Many merchants and marketers alike find themselves wanting to know which Search Engine Optimization (SEO) factors will have the biggest effects on their website. This information could help businesses to focus SEO efforts where they’ll get the most bang for their buck. The answer is, as you may imagine, a bit more nuanced.
Overwhelmingly, there are two factors that will help you build up strong SEO rankings:
Unique, high-quality content. Content comes in many formats, including text, images, video, and other mediums. For search engines like Google to appreciate your content, it should be original and unique. It should also include relevant keywords used in healthy ratios. Keyword phrases should also be used in appropriate tags for your pages and content, such as meta descriptions & titles, alt tags, and header tags. Your content should be easily accessible in your site, such as from your main menu, and included in your sitemap – a file that helps search engines find all of the pages within your website.
Relevant Backlinks. Lots of websites may have good content, so search engines need to look for other metrics to determine which sites are the best for particular keyword phrases. One of the biggest factors that they can look at is backlinks. In essence, if important, relevant, high-quality sites are linking to yours, this suggests that they too believe you to be a valuable resource. Keep in mind that quality is an important factor. Building links from spammy or irrelevant sites can actually hurt your SEO results. Additionally, even amongst good, healthy backlinks, each can be valued differently.

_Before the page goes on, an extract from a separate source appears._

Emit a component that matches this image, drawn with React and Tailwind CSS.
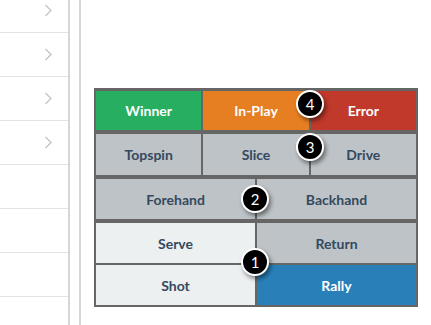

As you could imagine, a link from the homepage of a big important website may be more valuable than a link in the footer of an interior page of a less popular website.
While these factors may be the most important factors, they don’t guarantee strong page 1 rankings in the search engines for your target keywords. There are some other important factors to keep in mind:
1. Choose your battles
While you may think that ranking for very generic keyword phrases should be your main goal, focusing on longer-tail, more specific phrases, may very well bring you better return on your marketing investment. It’s often best to focus on a mix of keyword phrases, some harder to rank, some easier, especially if you have a large number of major competitors fighting for rankings of the more generic terms.
2. Technical SEO
While “a few” small syntax errors in your HTML coding, dead pages in your site, errors in your sitemap, URLs with special characters, or other issues “in moderation” may not stop your site from achieving strong rankings overall, some things can. For instance, if your site takes an extremely long time to load, or has a habit of not loading at all due to hosting issues, it can certainly impact your rankings negatively. Rankings can be effected by hackers and malware, spammy backlinks, and lots of other factors. Something as simple as a bad line in a robots.txt file, or bad setting in Google Webmaster Tools could remove all of your rankings. While technical SEO shouldn’t take up the lion’s share of your SEO efforts, it can play a crucial role in making sure that the rest of your hard work will be well received by search engines. Additionally, it may give you that slight edge that you need over competitors.